At a third of the way gone, they talk about their father, exchange stories and memories and wonder why he is the way he is. They don't come to any earth-shattering conclusions.
When all they have left is an empty bottle, they both stumble off to bed, Katie in Robin's old room, Robin in the guest room with the floral wallpaper, the one that used to be Katie's before Robin moved out and her mother redid it.
She isn't drunk, not really, but all this talking has done something to her, unhinged her a little maybe. It's only eleven, around eleven. So she calls the second-to-last person in her call history: Barney Stinson. She's almost surprised there isn't a girl in his apartment, performing a strip tease or lounging post-coital on his bed.
"I can talk," he says. "What's going on?"
She hears him light a cigarette and wonders if maybe he's already made the girl leave. Maybe there wasn't a girl at all.
Robin reaches for her own box of cigarettes and the lighter that's almost out of fluid that she bought the week before.
"Nothing," she says.
"Why'd you leave so fast earlier?"
"Someone knocked. I thought it might have been my dad telling me I was too loud, but it was just Katie. With wine," she adds.
"You aren't drunk."
"I know."
Somehow, Robin ends up telling him about Aunt Carol and the kitchen breast exam.
All Barney can say in response is, "Hot," at the sight of a Scherbatsky woman touching herself in a kitchen with windows everywhere where any neighbor passing by can see in.
"No," Robin counters, not quite able to explain the gravity of it, the way it struck her as grotesque and well, she doesn't know what else. "It was terrible. She has no shame. It's like… her body is just a body.

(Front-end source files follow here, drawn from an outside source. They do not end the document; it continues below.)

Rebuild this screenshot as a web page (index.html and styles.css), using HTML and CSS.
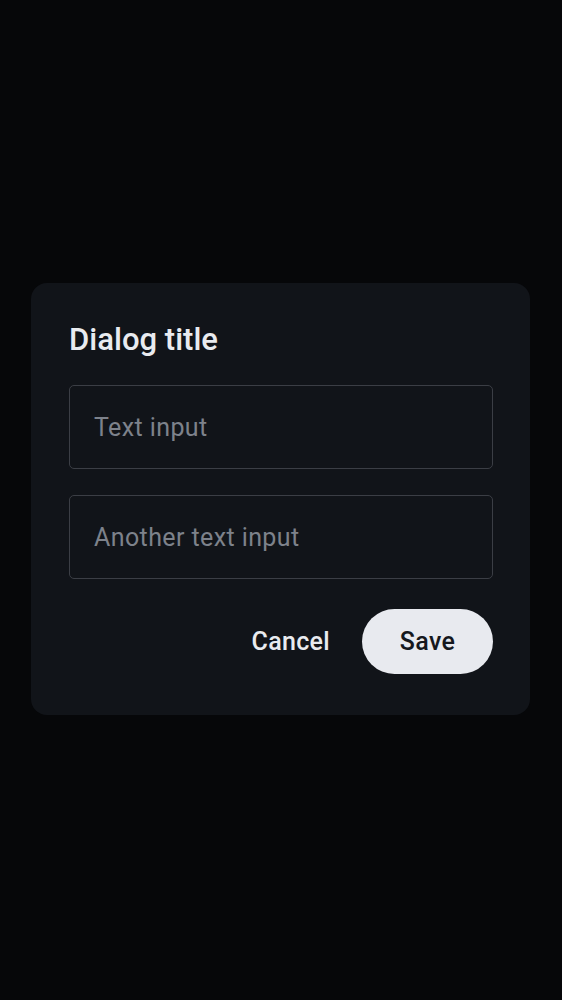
FILE: index.html
```html
<!DOCTYPE html>
<html>
<head>
<meta charset="utf-8">
<link rel="stylesheet" href="styles.css">
</head>
<body>
<div class="dialog">
  <h1 class="title">Dialog title</h1>
  <div class="field"><span class="placeholder">Text input</span></div>
  <div class="field"><span class="placeholder">Another text input</span></div>
  <div class="actions">
    <button class="btn btn-text">Cancel</button>
    <button class="btn btn-filled">Save</button>
  </div>
</div>
</body>
</html>
```
FILE: styles.css
```css
html, body {
  margin: 0;
  padding: 0;
  background: #060709;
  height: 100%;
}
body {
  font-family: Roboto, "Noto Sans", sans-serif;
}
.dialog {
  box-sizing: border-box;
  width: 499px;
  height: 432px;
  margin: 283px 0 0 31px;
  background: #111419;
  border-radius: 16px;
  padding: 39px 37px 42px 38px;
  display: flex;
  flex-direction: column;
}
.title {
  margin: 0 0 27px 0;
  font-family: "Roboto Medium", Roboto, sans-serif;
  font-size: 31px;
  line-height: 36px;
  font-weight: 500;
  color: #e9ebef;
}
.field {
  box-sizing: border-box;
  height: 84px;
  flex: none;
  border: 1px solid #3b3e45;
  border-radius: 5px;
  display: flex;
  align-items: center;
  padding: 0 24px;
  margin-bottom: 26px;
}
.placeholder {
  font-size: 25px;
  letter-spacing: 0.4px;
  color: #7d828b;
}
.actions {
  display: flex;
  justify-content: flex-end;
  align-items: center;
  gap: 32px;
  margin-top: 4px;
}
.btn {
  font-family: "Roboto Medium", Roboto, sans-serif;
  font-size: 25px;
  letter-spacing: 0.3px;
  font-weight: 500;
  border: none;
  cursor: pointer;
}
.btn-text {
  background: transparent;
  color: #e9ebef;
  padding: 0;
}
.btn-filled {
  background: #e8eaef;
  color: #15181d;
  height: 65px;
  width: 131px;
  border-radius: 33px;
}
```
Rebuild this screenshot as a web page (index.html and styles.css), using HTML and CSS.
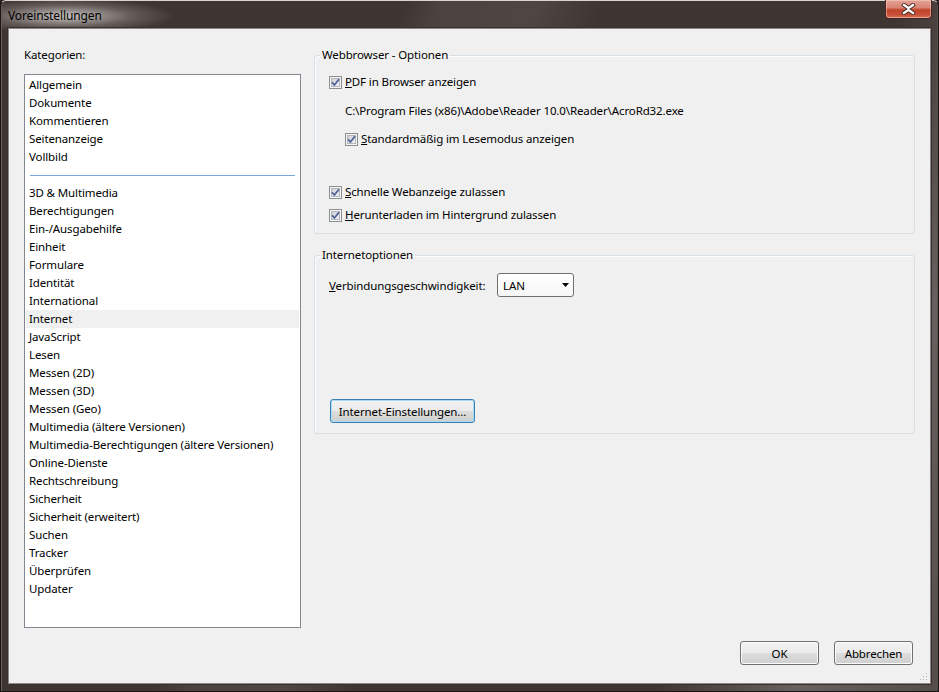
FILE: index.html
```html
<!DOCTYPE html>
<html lang="de">
<head>
    <meta charset="UTF-8">
    <title>Voreinstellungen</title>
    <link rel="stylesheet" href="styles.css">
</head>
<body>
    <div class="window">
        <div class="titlebar">
            <span class="title">Voreinstellungen</span>
            <div class="close-btn">
                <svg width="15" height="12" viewBox="0 0 15 12">
                    <path d="M3 2 L7.5 5.2 L12 2 M3 10 L7.5 6.8 L12 10" fill="none" stroke="#4a302a" stroke-width="4" stroke-linecap="square"/>
                    <path d="M3 2 L7.5 5.2 L12 2 M3 10 L7.5 6.8 L12 10" fill="none" stroke="#ffffff" stroke-width="2.2" stroke-linecap="square"/>
                </svg>
            </div>
        </div>

        <div class="client">
            <div class="main">
                <div class="categories">
                    <div class="label">Kate<u>g</u>orien:</div>
                    <ul class="cat-list">
                        <li>Allgemein</li>
                        <li>Dokumente</li>
                        <li>Kommentieren</li>
                        <li>Seitenanzeige</li>
                        <li>Vollbild</li>
                        <li class="separator"></li>
                        <li>3D &amp; Multimedia</li>
                        <li>Berechtigungen</li>
                        <li>Ein-/Ausgabehilfe</li>
                        <li>Einheit</li>
                        <li>Formulare</li>
                        <li>Identität</li>
                        <li>International</li>
                        <li class="selected">Internet</li>
                        <li>JavaScript</li>
                        <li>Lesen</li>
                        <li>Messen (2D)</li>
                        <li>Messen (3D)</li>
                        <li>Messen (Geo)</li>
                        <li>Multimedia (ältere Versionen)</li>
                        <li>Multimedia-Berechtigungen (ältere Versionen)</li>
                        <li>Online-Dienste</li>
                        <li>Rechtschreibung</li>
                        <li>Sicherheit</li>
                        <li>Sicherheit (erweitert)</li>
                        <li>Suchen</li>
                        <li>Tracker</li>
                        <li>Überprüfen</li>
                        <li>Updater</li>
                    </ul>
                </div>

                <div class="options">
                    <fieldset class="group group-web">
                        <legend>Webbrowser - Optionen</legend>
                        <div class="group-body">
                            <div class="check-row row-pdf">
                                <span class="check"><svg width="9" height="9" viewBox="0 0 9 9"><path d="M1 4.2 L3.4 7 L8 1.2" fill="none" stroke="#4a5e96" stroke-width="1.7"/></svg></span>
                                <span><u>P</u>DF in Browser anzeigen</span>
                            </div>
                            <div class="path">C:\Program Files (x86)\Adobe\Reader 10.0\Reader\AcroRd32.exe</div>
                            <div class="check-row row-read">
                                <span class="check"><svg width="9" height="9" viewBox="0 0 9 9"><path d="M1 4.2 L3.4 7 L8 1.2" fill="none" stroke="#4a5e96" stroke-width="1.7"/></svg></span>
                                <span><u>S</u>tandardmäßig im Lesemodus anzeigen</span>
                            </div>
                            <div class="check-row row-fast">
                                <span class="check"><svg width="9" height="9" viewBox="0 0 9 9"><path d="M1 4.2 L3.4 7 L8 1.2" fill="none" stroke="#4a5e96" stroke-width="1.7"/></svg></span>
                                <span><u>S</u>chnelle Webanzeige zulassen</span>
                            </div>
                            <div class="check-row row-bg">
                                <span class="check"><svg width="9" height="9" viewBox="0 0 9 9"><path d="M1 4.2 L3.4 7 L8 1.2" fill="none" stroke="#4a5e96" stroke-width="1.7"/></svg></span>
                                <span><u>H</u>erunterladen im Hintergrund zulassen</span>
                            </div>
                        </div>
                    </fieldset>

                    <fieldset class="group group-net">
                        <legend>Internetoptionen</legend>
                        <div class="group-body">
                            <div class="speed-row">
                                <span class="speed-label"><u>V</u>erbindungsgeschwindigkeit:</span>
                                <div class="combo">
                                    <span>LAN</span>
                                    <svg width="7" height="4" viewBox="0 0 7 4"><path d="M0 0 H7 L3.5 4 Z" fill="#000"/></svg>
                                </div>
                            </div>
                            <button class="btn btn-default">Internet-Einstellungen...</button>
                        </div>
                    </fieldset>
                </div>
            </div>

            <div class="footer">
                <button class="btn">OK</button>
                <button class="btn">Abbrechen</button>
            </div>

            <svg class="grip" width="9" height="9" viewBox="0 0 9 9">
                <rect x="7" y="1" width="1" height="1" fill="#b8b8b8"/>
                <rect x="4" y="4" width="1" height="1" fill="#b8b8b8"/>
                <rect x="7" y="4" width="1" height="1" fill="#b8b8b8"/>
                <rect x="1" y="7" width="1" height="1" fill="#b8b8b8"/>
                <rect x="4" y="7" width="1" height="1" fill="#b8b8b8"/>
                <rect x="7" y="7" width="1" height="1" fill="#b8b8b8"/>
            </svg>
        </div>
    </div>
</body>
</html>
```

FILE: styles.css
```css
body {
    margin: 0;
    padding: 0;
    background-color: #2a2220;
    font-family: "Noto Sans", "Open Sans", sans-serif;
    font-size: 11.5px;
    letter-spacing: -0.12px;
    color: #000;
}

.window {
    width: 939px;
    height: 692px;
    box-sizing: border-box;
    padding: 0 7px 7px 7px;
    display: flex;
    flex-direction: column;
    border-radius: 6px 6px 0 0;
    border: 1px solid #1a1412;
    border-top-color: #d8d4d2;
    background:
        radial-gradient(ellipse 110px 18px at 64px 15px, rgba(222, 219, 217, 0.85), rgba(160, 154, 151, 0.4) 60%, rgba(120, 112, 110, 0) 100%),
        linear-gradient(110deg, rgba(255, 255, 255, 0) 34%, rgba(255, 255, 255, 0.07) 37%, rgba(255, 255, 255, 0.09) 45%, rgba(255, 255, 255, 0) 51%, rgba(255, 255, 255, 0) 76%, rgba(255, 255, 255, 0.08) 80%, rgba(255, 255, 255, 0.22) 88%, rgba(255, 255, 255, 0.12) 100%),
        #3e3431;
    box-shadow: inset 1px 0 #6a5e5a, inset -1px 0 #5a4e4b;
}

.titlebar {
    height: 27px;
    display: flex;
    justify-content: space-between;
    align-items: flex-start;
    flex-shrink: 0;
}

.title {
    margin-top: 6px;
    line-height: 18px;
    font-size: 12px;
}

.close-btn {
    width: 47px;
    height: 19px;
    margin-top: -1px;
    margin-right: -1px;
    box-sizing: border-box;
    border: 1px solid #4a2620;
    border-top: none;
    border-radius: 0 0 4px 4px;
    background: linear-gradient(#e3a395 0%, #d88472 42%, #c2442b 55%, #c64f36 80%, #d6735a 100%);
    box-shadow: inset 0 0 0 1px rgba(255, 220, 210, 0.45);
    display: flex;
    justify-content: center;
    align-items: center;
}

.client {
    flex: 1;
    position: relative;
    display: flex;
    flex-direction: column;
    background-color: #f0f0f0;
    border: 1px solid #8c8684;
    box-shadow: 0 0 0 1px #3a302d;
    padding: 17px 15px 0 15px;
}

.main {
    height: 582px;
    display: flex;
    gap: 13px;
}

.categories {
    width: 277px;
    display: flex;
    flex-direction: column;
}

.label {
    line-height: 18px;
    margin-bottom: 10px;
}

.cat-list {
    flex: 1;
    list-style: none;
    margin: 0;
    padding: 1px;
    background-color: #fff;
    border: 1px solid #828790;
}

.cat-list li {
    height: 18px;
    line-height: 18px;
    padding-left: 3px;
    white-space: nowrap;
}

.cat-list .selected {
    background-color: #f0f0f0;
}

.cat-list .separator {
    position: relative;
}

.cat-list .separator::after {
    content: '';
    position: absolute;
    left: 4px;
    right: 4px;
    top: 9px;
    height: 1px;
    background-color: #76a7dc;
}

.options {
    width: 601px;
    display: flex;
    flex-direction: column;
}

.group {
    margin: 0;
    padding: 0;
    min-width: 0;
    border: 1px solid #d5dfe5;
    border-radius: 3px;
    box-shadow: inset 1px 1px #fafcfd;
}

.group legend {
    margin-left: 5px;
    padding: 0 2px;
    line-height: 18px;
}

.group-body {
    padding: 9px 14px 10px 14px;
    display: flex;
    flex-direction: column;
    align-items: flex-start;
}

.group-web .group-body {
    padding-bottom: 9px;
}

.group-net {
    margin-top: 12px;
}

.check-row {
    display: flex;
    align-items: center;
    gap: 3px;
    line-height: 18px;
}

.check {
    width: 13px;
    height: 13px;
    box-sizing: border-box;
    border: 1px solid #8e8f8f;
    box-shadow: inset 0 0 0 1px #f4f4f4, inset 0 0 0 2px #b4b8bd;
    background: linear-gradient(135deg, #c6cad0, #f8f8f8);
    display: flex;
    justify-content: center;
    align-items: center;
}

.check svg {
    display: block;
}

.path {
    line-height: 18px;
    margin: 11px 0 0 16px;
}

.row-read {
    margin: 10px 0 0 16px;
}

.row-fast {
    margin-top: 35px;
}

.row-bg {
    margin-top: 5px;
}

.speed-row {
    display: flex;
    align-items: center;
    height: 24px;
}

.speed-label {
    width: 168px;
}

.combo {
    width: 77px;
    height: 24px;
    box-sizing: border-box;
    border: 1px solid #707070;
    border-radius: 3px;
    background: linear-gradient(#ffffff, #f6f6f6);
    display: flex;
    justify-content: space-between;
    align-items: center;
    padding: 0 4px 0 5px;
}

.btn {
    height: 24px;
    padding: 0;
    white-space: nowrap;
    font-family: inherit;
    font-size: 11.5px;
    letter-spacing: -0.12px;
    color: #000;
    border: 1px solid #707070;
    border-radius: 3px;
    background: linear-gradient(#f2f2f2 0%, #ebebeb 50%, #dddddd 51%, #cfcfcf 100%);
    box-shadow: inset 0 0 0 1px #fbfbfb;
}

.btn-default {
    width: 145px;
    margin: 102px 0 0 1px;
    border-color: #3c7fb1;
    box-shadow: inset 0 0 0 1px #a6dcf6;
}

.footer {
    display: flex;
    justify-content: flex-end;
    gap: 15px;
    margin-top: 13px;
    margin-right: 2px;
}

.footer .btn {
    width: 79px;
}

.grip {
    position: absolute;
    right: 2px;
    bottom: 2px;
}
```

Like it isn't even hers." She sighs. "Just trust me, it was the opposite of hot."
For a reason she can't quite name, Robin does not mention her aunt's breast cancer or the mastectomy. For a reason she can't quite name, she does not want him to know this about her family, about her, how one day she could be her Aunt Carol, no shame left, surviving her body's atrophy with the dignity of a medical cadaver on display, just a body to prod and study and grimace at.
Barney doesn't really say anything back. She can tell he doesn't understand what she's talking about and doesn't know how to answer. So she asks who won the Great Actor Debate of 2010.
"Ted appended his previous answer and went with Harrison Ford for Star Wars. Then we all jumped on it. Except not Lily because she's lame."
"Indiana Jones," Robin says. "I can agree to that."